Cookin' Canuck December 8, 2010 at 8:25 pm

What a beautiful salad, Rachael. I have become quite taken with persimmons and wish that they weren’t so difficult to find here. I did find a few at the Asian market last week & was thrilled. It sounds as though you had a wonderful afternoon with Todd and Diane.


Joy December 8, 2010 at 8:53 pm

That looks so good. My mom makes something similar. I can’t wait to tell her about the persimmons.


Daydreamer Desserts December 8, 2010 at 10:19 pm

What??? I thought *I* was squirrel’s best friend? ;) By the way this salad is simply dreamy. Which reminds me… I think it’s time I go raid my cousins’ persimmon tree. XOXO


Noriko December 9, 2010 at 6:17 am

Yum!! You’ve got me thinking to play around a bit with my osechi this year…


Paula - bell'alimento December 9, 2010 at 7:58 am

Love Love Love!


Eileen December 9, 2010 at 11:19 am

Oh it looks so lovely and fresh…. nothing is fresh in the midwest by this time of year.


Nisrine | Dinners & Dreams December 9, 2010 at 6:19 pm

Lovely salad! The persimmons are gorgeous right now!
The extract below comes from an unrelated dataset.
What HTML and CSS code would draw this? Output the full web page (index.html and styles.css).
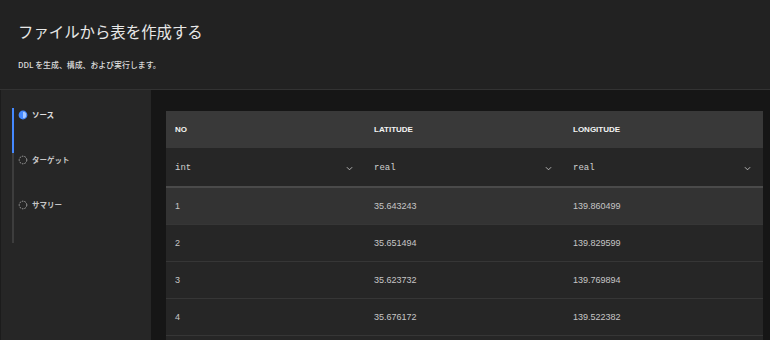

Mika Takeuchi / Food Fashionista December 10, 2010 at 2:43 pm

Hello Fuji Mama!
Great to connect via Twitter. I love how you created a sunomono with pomegranates and persimmons. Such an appropriate and refreshing starter dish for the season. Cheers!
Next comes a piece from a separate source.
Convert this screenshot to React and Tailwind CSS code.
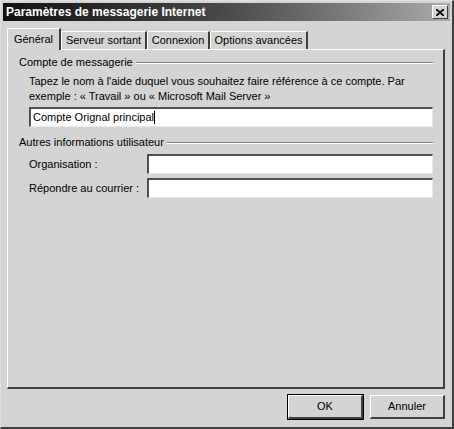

martin December 10, 2010 at 3:59 pm

Great post, Rachael! Love the pics! Todd and Diane are awesome and their backyard is incredible!!
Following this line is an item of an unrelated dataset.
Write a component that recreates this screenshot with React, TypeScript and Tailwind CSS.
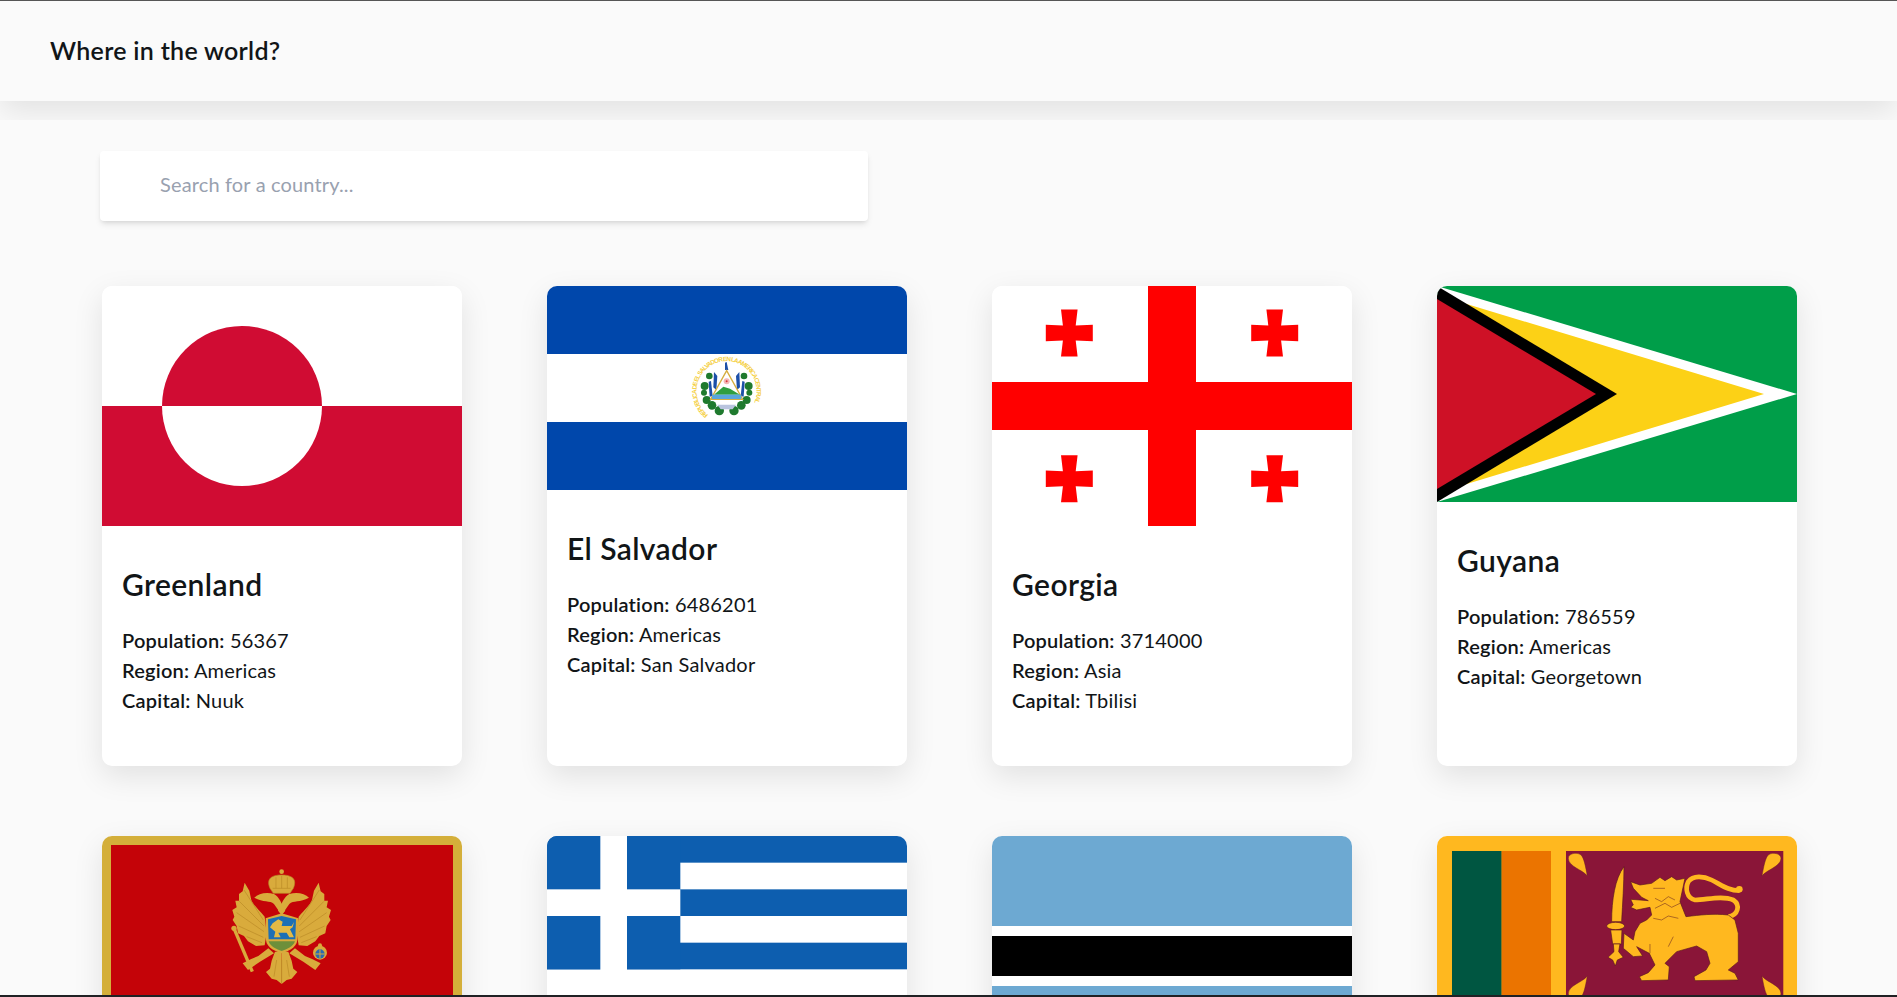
const Cross = ({ x, y }: { x: number; y: number }) => (
  <path
    transform={`translate(${x} ${y})`}
    fill="#ff0000"
    d="M-8.3-23.5H8.3L6.4-7.5 23.5-8.3V8.3L6.4 7.5 8.3 23.5H-8.3L-6.4 7.5-23.5 8.3V-8.3L-6.4-7.5Z"
  />
);

const Greenland = () => (
  <svg viewBox="0 0 360 240" className="block w-full h-[240px]">
    <rect width="360" height="120" fill="#fff" />
    <rect y="120" width="360" height="120" fill="#d00c33" />
    <path d="M60 120a80 80 0 0 1 160 0z" fill="#d00c33" />
    <path d="M60 120a80 80 0 0 0 160 0z" fill="#fff" />
  </svg>
);

const ElSalvador = () => (
  <svg viewBox="0 0 360 204" className="block w-full h-[204px]">
    <rect width="360" height="204" fill="#0047ab" />
    <rect y="68" width="360" height="68" fill="#fff" />
    <g transform="translate(93 54) scale(.3333)">
      <defs>
        <path id="sv-ring" d="M205 225A90 90 0 1 1 318 222" />
      </defs>
      <text fontSize="19" fontWeight="700" fill="#f5cf3f" fontFamily="'Liberation Sans',sans-serif" textLength="400">
        <textPath href="#sv-ring">REPUBLICA DE EL SALVADOR EN LA AMERICA CENTRAL</textPath>
      </text>
      <g fill="#1f7a2e">
        <circle cx="208" cy="108" r="10" />
        <circle cx="194" cy="138" r="12" />
        <circle cx="200" cy="180" r="12" />
        <circle cx="216" cy="196" r="13" />
        <circle cx="238" cy="212" r="14" />
        <circle cx="312" cy="108" r="10" />
        <circle cx="326" cy="138" r="12" />
        <circle cx="320" cy="180" r="12" />
        <circle cx="304" cy="196" r="13" />
        <circle cx="282" cy="212" r="14" />
        <circle cx="192" cy="158" r="9" />
        <circle cx="328" cy="158" r="9" />
      </g>
      <g fill="#1c4fa8">
        <path d="M206 125l7-2 5 45-9 2z" />
        <path d="M222 96l10 12-3 42-9-8z" />
        <path d="M314 125l-7-2-5 45 9 2z" />
        <path d="M298 96l-10 12 3 42 9-8z" />
        <path d="M255 68l5-2 5 24h-10z" />
      </g>
      <path d="M260 92L212 178H308Z" fill="#fff" stroke="#d6ad3f" strokeWidth="4" />
      <circle cx="260" cy="124" r="9" fill="#f4b6b6" />
      <circle cx="260" cy="124" r="3" fill="#d4343a" />
      <path d="M222 164L250 140L270 146L300 164Z" fill="#2f9e3f" />
      <rect x="216" y="164" width="88" height="13" fill="#5aa6dc" />
      <path d="M232 194h56l-10 14h-36z" fill="#b9c4de" />
    </g>
  </svg>
);

const Georgia = () => (
  <svg viewBox="0 0 360 240" className="block w-full h-[240px]">
    <rect width="360" height="240" fill="#fff" />
    <rect x="156" width="48" height="240" fill="#ff0000" />
    <rect y="96" width="360" height="48" fill="#ff0000" />
    <Cross x={77.3} y={47} />
    <Cross x={282.7} y={47} />
    <Cross x={77.3} y={192.7} />
    <Cross x={282.7} y={192.7} />
  </svg>
);

const Guyana = () => (
  <svg viewBox="0 0 360 216" className="block w-full h-[216px]">
    <rect width="360" height="216" fill="#009e49" />
    <path d="M0 0L360 108L0 216Z" fill="#fff" />
    <path d="M0 9L327 108L0 207Z" fill="#fcd116" />
    <path d="M0 0L180 108L0 216Z" fill="#000" />
    <path d="M0 13L159 108L0 203Z" fill="#ce1126" />
  </svg>
);

const EagleHalf = () => (
  <>
    <path d="M524 290C505 268 490 255 484 240L478 212L464 188L458 214L447 222L447 242L436 242L440 262L427 270L433 290L428 300L440 318L444 340L462 348L474 364L498 378L524 376L530 340Z" />
    <path d="M575 285L552 252C540 240 520 248 493 233C505 220 530 215 552 222C568 230 575 252 586 272Z" />
    <path d="M535 385L505 408L482 418L458 430L474 450L510 425L552 400Z" />
    <path d="M575 492L560 480L545 476L528 456L540 446L545 422L555 395H575Z" />
    <path fill="none" stroke="#b98a25" strokeWidth="2" d="M520 300L462 210M522 318L448 244M522 335L440 278M520 352L446 318M516 368L470 350" />
    <path fill="none" stroke="#b98a25" strokeWidth="2" d="M575 420V488M560 420L552 470" />
  </>
);

const Montenegro = () => (
  <svg viewBox="0 0 360 180" className="block w-full h-[180px]">
    <rect width="360" height="180" fill="#d4af3a" />
    <rect x="9" y="9" width="342" height="162" fill="#c40308" />
    <g transform="translate(-12 -16) scale(.3333)">
      <path d="M432 325L487 455" stroke="#d9ab3c" strokeWidth="10" />
      <circle cx="432" cy="325" r="8" fill="#d9ab3c" />
      <g fill="#d9ab3c">
        <EagleHalf />
      </g>
      <g transform="translate(1150 0) scale(-1 1)" fill="#d9ab3c">
        <EagleHalf />
      </g>
      <path d="M540 205C525 170 555 165 575 165C595 165 625 170 610 205L600 220H550Z" fill="#d9ab3c" stroke="#b98a25" strokeWidth="2" />
      <path d="M558 172V205M575 168V205M592 172V205M548 205H602" stroke="#b98a25" strokeWidth="2" />
      <circle cx="575" cy="155" r="7" fill="#d9ab3c" />
      <circle cx="690" cy="398" r="21" fill="#d9ab3c" />
      <circle cx="690" cy="402" r="14" fill="#2a6bb0" />
      <path d="M690 388V416M676 402H704" stroke="#d9ab3c" strokeWidth="3" />
      <circle cx="690" cy="376" r="6" fill="#d9ab3c" />
      <path d="M527 295L575 280L625 295L622 360C620 385 590 395 575 400C560 395 530 385 528 360Z" fill="#d9ab3c" />
      <path d="M534 298L575 288L618 298L616 358H536Z" fill="#1d6fb5" />
      <path d="M536 364H615C610 380 590 388 575 393C560 388 541 380 536 364Z" fill="#6d8f3a" />
      <path d="M548 310L565 298L578 305L575 318L605 318L612 306L608 322L600 328L612 352H598L590 338H565L572 352H552L556 335L540 322Z" fill="#e3b945" />
    </g>
  </svg>
);

const Greece = () => (
  <svg viewBox="0 0 360 240" className="block w-full h-[240px]">
    <rect width="360" height="240" fill="#0d5eaf" />
    <rect y="26.67" width="360" height="26.67" fill="#fff" />
    <rect y="80" width="360" height="26.67" fill="#fff" />
    <rect y="133.33" width="360" height="26.67" fill="#fff" />
    <rect y="186.67" width="360" height="26.67" fill="#fff" />
    <rect width="133.33" height="133.33" fill="#0d5eaf" y="0" />
    <rect y="160" width="360" height="26.67" fill="#0d5eaf" />
    <rect x="53.33" width="26.67" height="160" fill="#fff" />
    <rect y="53.33" width="133.33" height="26.67" fill="#fff" />
    <rect y="160" width="360" height="80" fill="#fff" />
  </svg>
);

const Botswana = () => (
  <svg viewBox="0 0 360 240" className="block w-full h-[240px]">
    <rect width="360" height="240" fill="#6da9d2" />
    <rect y="90" width="360" height="60" fill="#fff" />
    <rect y="100" width="360" height="40" fill="#000" />
  </svg>
);

const Leaf = () => (
  <path d="M502 168C490 150 445 140 445 115C445 100 470 96 482 104C492 112 497 140 502 168Z" fill="#ffb81f" stroke="#6b1a2a" strokeWidth="1.5" />
);

const SriLanka = () => (
  <svg viewBox="0 0 360 180" className="block w-full h-[180px]">
    <rect width="360" height="180" fill="#ffb81f" />
    <g transform="translate(-17 -16) scale(.3333)">
      <rect x="96" y="93" width="149" height="450" fill="#005641" />
      <rect x="245" y="93" width="148" height="450" fill="#eb7400" />
      <rect x="438" y="93" width="652" height="450" fill="#8a1538" />
      <Leaf />
      <g transform="translate(1528 0) scale(-1 1)">
        <Leaf />
      </g>
      <g transform="translate(0 636) scale(1 -1)">
        <Leaf />
      </g>
      <g transform="translate(1528 636) scale(-1 -1)">
        <Leaf />
      </g>
      <g stroke="#5c1620" strokeWidth="2" fill="#ffb81f">
        <path d="M612 140C585 175 575 240 575 305H605C608 250 612 190 612 140Z" />
        <ellipse cx="587" cy="318" rx="27" ry="11" />
        <path d="M572 330H606L604 372H578Z" />
        <path d="M580 372H600L596 395L610 412L592 420L586 438L578 420L564 412L582 395Z" />
        <path fill="none" stroke="#ffb81f" strokeWidth="14" d="M925 290C955 285 962 255 940 240C905 225 860 240 825 240C800 235 795 205 805 185C820 165 850 168 875 180C905 195 925 212 958 212" />
        <circle cx="958" cy="208" r="10" stroke="none" />
        <path d="M795 175L770 180L755 170L735 182L720 172L695 190L660 195L632 185L640 205L665 232L685 242L660 240L632 238L640 255L632 262L650 270L690 262L695 285L680 300L660 310L645 335L640 360L612 340L610 385L640 410L668 408L650 380L688 400L705 435L685 458L658 470L665 482L745 480L748 440L735 430L770 395L830 378L860 395L870 430L858 450L822 470L825 482L955 480L945 460L925 450L955 425L955 340L945 300L925 285C880 280 840 285 798 290L780 245Z" />
        <path fill="none" strokeWidth="1.5" d="M700 205L735 205M705 235L725 245L745 230L765 240M705 265L735 250L755 262L780 250M700 295L725 300L745 288L775 295M690 372V400M760 350L745 380" />
      </g>
    </g>
  </svg>
);

type Country = {
  key: string;
  flag: React.ReactNode;
  info?: { name: string; population: number; region: string; capital: string };
};

const countries: Country[] = [
  { key: "gl", flag: <Greenland />, info: { name: "Greenland", population: 56367, region: "Americas", capital: "Nuuk" } },
  { key: "sv", flag: <ElSalvador />, info: { name: "El Salvador", population: 6486201, region: "Americas", capital: "San Salvador" } },
  { key: "ge", flag: <Georgia />, info: { name: "Georgia", population: 3714000, region: "Asia", capital: "Tbilisi" } },
  { key: "gy", flag: <Guyana />, info: { name: "Guyana", population: 786559, region: "Americas", capital: "Georgetown" } },
  { key: "me", flag: <Montenegro /> },
  { key: "gr", flag: <Greece /> },
  { key: "bw", flag: <Botswana /> },
  { key: "lk", flag: <SriLanka /> },
];

const Row = ({ label, value }: { label: string; value: string | number }) => (
  <p className="text-[20px] leading-[30px] font-normal tracking-[0.2px]">
    <span className="font-semibold">{label}:</span> {value}
  </p>
);

export default function App() {
  return (
    <div className="h-screen flex flex-col overflow-hidden bg-[#fafafa] text-[#111517] font-['Lato',sans-serif]">
      <div className="h-px shrink-0 bg-[#555555]" />
      <div className="flex-1 min-h-0 overflow-hidden flex flex-col">
        <header className="h-[100px] shrink-0 flex items-center px-[50px] bg-[#fafafa] shadow-[0_10px_30px_rgba(0,0,0,0.1)]">
          <h1 className="text-[25px] font-semibold tracking-[0.3px]">Where in the world?</h1>
        </header>
        <main className="relative mt-[19px] pt-[31px] px-[100px] bg-[#fafafa]">
          <input
            type="text"
            placeholder="Search for a country..."
            className="block w-[768px] h-[70px] pl-[60px] pb-[5px] rounded-sm bg-white shadow-md text-[20px] tracking-[0.15px] placeholder:text-gray-400 outline-none"
          />
          <div className="mt-[65px] ml-[2px] grid grid-cols-[repeat(4,360px)] gap-x-[85px] gap-y-[70px]">
            {countries.map((c) => (
              <article key={c.key} className="h-[480px] bg-white rounded-[10px] shadow-[0_10px_30px_rgba(0,0,0,0.1)] overflow-hidden">
                {c.flag}
                {c.info && (
                  <div className="px-5 pt-[40px]">
                    <h2 className="text-[30px] leading-9 font-semibold tracking-[0.4px]">{c.info.name}</h2>
                    <div className="mt-[23px]">
                      <Row label="Population" value={c.info.population} />
                      <Row label="Region" value={c.info.region} />
                      <Row label="Capital" value={c.info.capital} />
                    </div>
                  </div>
                )}
              </article>
            ))}
          </div>
        </main>
      </div>
      <div className="h-[2px] shrink-0 bg-[#202124]" />
    </div>
  );
}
Dee D. December 12, 2010 at 3:37 pm

Your daughters are so cute!
Love the sunomono, so colorful, and delicous looking!


diane and todd December 16, 2010 at 3:58 pm

that was a wonderful day, thanks for sharing your beautiful girls with us.
and the recipe looks so fresh, colorful and terrific!


Chris December 22, 2010 at 3:45 pm

What a great blend of flavors! I remember watching the sous chef making dashi while we were developing the dinner menu. Very cool. Definitely something I would like to try!